What the task requires: Return all of the data exactly, with nothing left out but the pictures.

Data section:
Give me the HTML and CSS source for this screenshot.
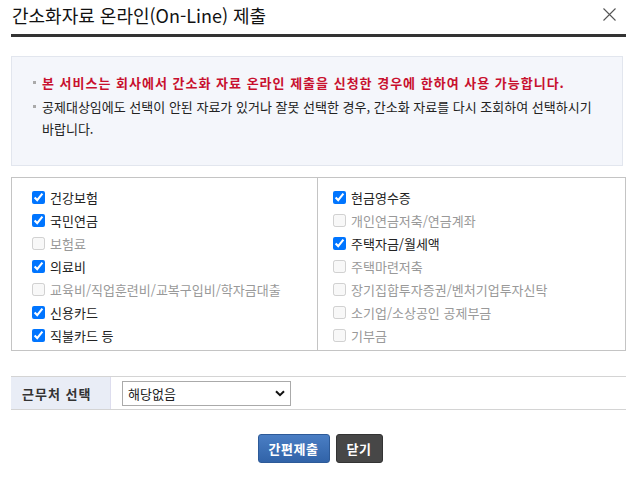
FILE: index.html
```html
<!DOCTYPE html>
<html lang="ko">
<head>
<meta charset="utf-8">
<title>간소화자료 온라인(On-Line) 제출</title>
<link rel="stylesheet" href="styles.css">
</head>
<body>
<div class="dialog">
  <div class="header">
    <h1 class="title">간소화자료 온라인(On-Line) 제출</h1>
    <button class="close" aria-label="닫기">
      <svg width="13" height="13" viewBox="0 0 13 13"><path d="M0.5 0.5 L12.5 12.5 M12.5 0.5 L0.5 12.5" stroke="#555" stroke-width="1.1" fill="none"/></svg>
    </button>
  </div>
  <div class="info">
    <p class="bullet red">본 서비스는 회사에서 간소화 자료 온라인 제출을 신청한 경우에 한하여 사용 가능합니다.</p>
    <p class="bullet">공제대상임에도 선택이 안된 자료가 있거나 잘못 선택한 경우, 간소화 자료를 다시 조회하여 선택하시기 바랍니다.</p>
  </div>
  <div class="checks">
    <ul class="col">
      <li><label><input type="checkbox" checked>건강보험</label></li>
      <li><label><input type="checkbox" checked>국민연금</label></li>
      <li class="off"><label><input type="checkbox" disabled>보험료</label></li>
      <li><label><input type="checkbox" checked>의료비</label></li>
      <li class="off"><label><input type="checkbox" disabled>교육비/직업훈련비/교복구입비/학자금대출</label></li>
      <li><label><input type="checkbox" checked>신용카드</label></li>
      <li><label><input type="checkbox" checked>직불카드 등</label></li>
    </ul>
    <ul class="col right">
      <li><label><input type="checkbox" checked>현금영수증</label></li>
      <li class="off"><label><input type="checkbox" disabled>개인연금저축/연금계좌</label></li>
      <li><label><input type="checkbox" checked>주택자금/월세액</label></li>
      <li class="off"><label><input type="checkbox" disabled>주택마련저축</label></li>
      <li class="off"><label><input type="checkbox" disabled>장기집합투자증권/벤처기업투자신탁</label></li>
      <li class="off"><label><input type="checkbox" disabled>소기업/소상공인 공제부금</label></li>
      <li class="off"><label><input type="checkbox" disabled>기부금</label></li>
    </ul>
  </div>
  <div class="work">
    <div class="work-label">근무처 선택</div>
    <div class="work-field">
      <div class="select">
        <span>해당없음</span>
        <svg width="10" height="7" viewBox="0 0 10 7"><path d="M1 1.2 L5 5.2 L9 1.2" stroke="#111" stroke-width="2" fill="none"/></svg>
      </div>
    </div>
  </div>
  <div class="actions">
    <button class="btn blue">간편제출</button>
    <button class="btn dark">닫기</button>
  </div>
</div>
</body>
</html>
```

FILE: styles.css
```css
* { box-sizing: border-box; }
html, body { margin: 0; padding: 0; background: #fff; }
body {
  font-family: "Noto Sans CJK KR", "Noto Sans", sans-serif;
  font-size: 13px;
  color: #222;
}
.dialog {
  width: 639px;
  padding: 0 13px 0 11px;
}
.header {
  display: flex;
  align-items: center;
  justify-content: space-between;
  height: 37px;
  border-bottom: 3px solid #333;
  padding: 0 0 5px 1px;
}
.title {
  margin: 0;
  font-size: 18px;
  font-weight: 400;
  color: #111;
  line-height: 24px;
}
.close {
  border: 0;
  background: none;
  padding: 0;
  margin: 0 10px 0 0;
  width: 13px;
  height: 13px;
  display: flex;
}
.info {
  margin: 19px 3px 0 0;
  background: #f4f6fb;
  border: 1px solid #e2e6ee;
  height: 110px;
  padding: 15px 20px 0 21px;
}
.info p {
  margin: 0;
  line-height: 22px;
  position: relative;
  padding-left: 9px;
}
.bullet::before {
  content: "";
  position: absolute;
  left: 0;
  top: 9px;
  width: 3px;
  height: 3px;
  background: #aaa;
}
.red {
  color: #c8102e;
  font-weight: 700;
  letter-spacing: 1px;
  margin-bottom: 2px !important;
}
.checks {
  margin-top: 11px;
  border: 1px solid #c4c4c4;
  display: grid;
  grid-template-columns: 305px 1fr;
  height: 174px;
}
.col {
  list-style: none;
  margin: 0;
  padding: 8px 0 0 20px;
}
.col.right {
  border-left: 1px solid #c4c4c4;
  padding-left: 15px;
}
.col li {
  height: 23px;
  display: flex;
  align-items: center;
}
.col label {
  display: flex;
  align-items: center;
  gap: 5px;
}
.col input {
  margin: 0;
  width: 13px;
  height: 13px;
}
.col li.off { color: #999; }
.work {
  margin-top: 25px;
  display: flex;
  height: 34px;
  border-top: 1px solid #d4d4d4;
  border-bottom: 1px solid #d4d4d4;
}
.work-label {
  width: 100px;
  background: #e9edf6;
  font-weight: 700;
  letter-spacing: 1px;
  color: #333;
  display: flex;
  align-items: center;
  padding-left: 11px;
  border-right: 1px solid #dde;
}
.work-field {
  flex: 1;
  display: flex;
  align-items: center;
  padding-left: 11px;
}
.select {
  width: 169px;
  height: 25px;
  border: 1px solid #aaa;
  background: #fff;
  display: flex;
  align-items: center;
  justify-content: space-between;
  padding: 0 5px 0 5px;
  color: #222;
}
.actions {
  display: flex;
  justify-content: center;
  gap: 6px;
  margin-top: 24px;
  padding-left: 3px;
}
.btn {
  font-family: inherit;
  font-size: 13px;
  font-weight: 700;
  letter-spacing: 0.5px;
  color: #fff;
  border-radius: 3px;
  height: 29px;
  padding: 0;
  cursor: pointer;
}
.blue {
  width: 72px;
  background: linear-gradient(#4a7ec4, #3163a8);
  border: 1px solid #2d5a98;
}
.dark {
  width: 47px;
  background: #474747;
  border: 1px solid #333;
}
```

Written answer:
Give me the HTML and CSS source for this screenshot.
FILE: index.html
```html
<!DOCTYPE html>
<html lang="ko">
<head>
<meta charset="utf-8">
<title>간소화자료 온라인(On-Line) 제출</title>
<link rel="stylesheet" href="styles.css">
</head>
<body>
<div class="dialog">
  <div class="header">
    <h1 class="title">간소화자료 온라인(On-Line) 제출</h1>
    <button class="close" aria-label="닫기">
      <svg width="13" height="13" viewBox="0 0 13 13"><path d="M0.5 0.5 L12.5 12.5 M12.5 0.5 L0.5 12.5" stroke="#555" stroke-width="1.1" fill="none"/></svg>
    </button>
  </div>
  <div class="info">
    <p class="bullet red">본 서비스는 회사에서 간소화 자료 온라인 제출을 신청한 경우에 한하여 사용 가능합니다.</p>
    <p class="bullet">공제대상임에도 선택이 안된 자료가 있거나 잘못 선택한 경우, 간소화 자료를 다시 조회하여 선택하시기 바랍니다.</p>
  </div>
  <div class="checks">
    <ul class="col">
      <li><label><input type="checkbox" checked>건강보험</label></li>
      <li><label><input type="checkbox" checked>국민연금</label></li>
      <li class="off"><label><input type="checkbox" disabled>보험료</label></li>
      <li><label><input type="checkbox" checked>의료비</label></li>
      <li class="off"><label><input type="checkbox" disabled>교육비/직업훈련비/교복구입비/학자금대출</label></li>
      <li><label><input type="checkbox" checked>신용카드</label></li>
      <li><label><input type="checkbox" checked>직불카드 등</label></li>
    </ul>
    <ul class="col right">
      <li><label><input type="checkbox" checked>현금영수증</label></li>
      <li class="off"><label><input type="checkbox" disabled>개인연금저축/연금계좌</label></li>
      <li><label><input type="checkbox" checked>주택자금/월세액</label></li>
      <li class="off"><label><input type="checkbox" disabled>주택마련저축</label></li>
      <li class="off"><label><input type="checkbox" disabled>장기집합투자증권/벤처기업투자신탁</label></li>
      <li class="off"><label><input type="checkbox" disabled>소기업/소상공인 공제부금</label></li>
      <li class="off"><label><input type="checkbox" disabled>기부금</label></li>
    </ul>
  </div>
  <div class="work">
    <div class="work-label">근무처 선택</div>
    <div class="work-field">
      <div class="select">
        <span>해당없음</span>
        <svg width="10" height="7" viewBox="0 0 10 7"><path d="M1 1.2 L5 5.2 L9 1.2" stroke="#111" stroke-width="2" fill="none"/></svg>
      </div>
    </div>
  </div>
  <div class="actions">
    <button class="btn blue">간편제출</button>
    <button class="btn dark">닫기</button>
  </div>
</div>
</body>
</html>
```

FILE: styles.css
```css
* { box-sizing: border-box; }
html, body { margin: 0; padding: 0; background: #fff; }
body {
  font-family: "Noto Sans CJK KR", "Noto Sans", sans-serif;
  font-size: 13px;
  color: #222;
}
.dialog {
  width: 639px;
  padding: 0 13px 0 11px;
}
.header {
  display: flex;
  align-items: center;
  justify-content: space-between;
  height: 37px;
  border-bottom: 3px solid #333;
  padding: 0 0 5px 1px;
}
.title {
  margin: 0;
  font-size: 18px;
  font-weight: 400;
  color: #111;
  line-height: 24px;
}
.close {
  border: 0;
  background: none;
  padding: 0;
  margin: 0 10px 0 0;
  width: 13px;
  height: 13px;
  display: flex;
}
.info {
  margin: 19px 3px 0 0;
  background: #f4f6fb;
  border: 1px solid #e2e6ee;
  height: 110px;
  padding: 15px 20px 0 21px;
}
.info p {
  margin: 0;
  line-height: 22px;
  position: relative;
  padding-left: 9px;
}
.bullet::before {
  content: "";
  position: absolute;
  left: 0;
  top: 9px;
  width: 3px;
  height: 3px;
  background: #aaa;
}
.red {
  color: #c8102e;
  font-weight: 700;
  letter-spacing: 1px;
  margin-bottom: 2px !important;
}
.checks {
  margin-top: 11px;
  border: 1px solid #c4c4c4;
  display: grid;
  grid-template-columns: 305px 1fr;
  height: 174px;
}
.col {
  list-style: none;
  margin: 0;
  padding: 8px 0 0 20px;
}
.col.right {
  border-left: 1px solid #c4c4c4;
  padding-left: 15px;
}
.col li {
  height: 23px;
  display: flex;
  align-items: center;
}
.col label {
  display: flex;
  align-items: center;
  gap: 5px;
}
.col input {
  margin: 0;
  width: 13px;
  height: 13px;
}
.col li.off { color: #999; }
.work {
  margin-top: 25px;
  display: flex;
  height: 34px;
  border-top: 1px solid #d4d4d4;
  border-bottom: 1px solid #d4d4d4;
}
.work-label {
  width: 100px;
  background: #e9edf6;
  font-weight: 700;
  letter-spacing: 1px;
  color: #333;
  display: flex;
  align-items: center;
  padding-left: 11px;
  border-right: 1px solid #dde;
}
.work-field {
  flex: 1;
  display: flex;
  align-items: center;
  padding-left: 11px;
}
.select {
  width: 169px;
  height: 25px;
  border: 1px solid #aaa;
  background: #fff;
  display: flex;
  align-items: center;
  justify-content: space-between;
  padding: 0 5px 0 5px;
  color: #222;
}
.actions {
  display: flex;
  justify-content: center;
  gap: 6px;
  margin-top: 24px;
  padding-left: 3px;
}
.btn {
  font-family: inherit;
  font-size: 13px;
  font-weight: 700;
  letter-spacing: 0.5px;
  color: #fff;
  border-radius: 3px;
  height: 29px;
  padding: 0;
  cursor: pointer;
}
.blue {
  width: 72px;
  background: linear-gradient(#4a7ec4, #3163a8);
  border: 1px solid #2d5a98;
}
.dark {
  width: 47px;
  background: #474747;
  border: 1px solid #333;
}
```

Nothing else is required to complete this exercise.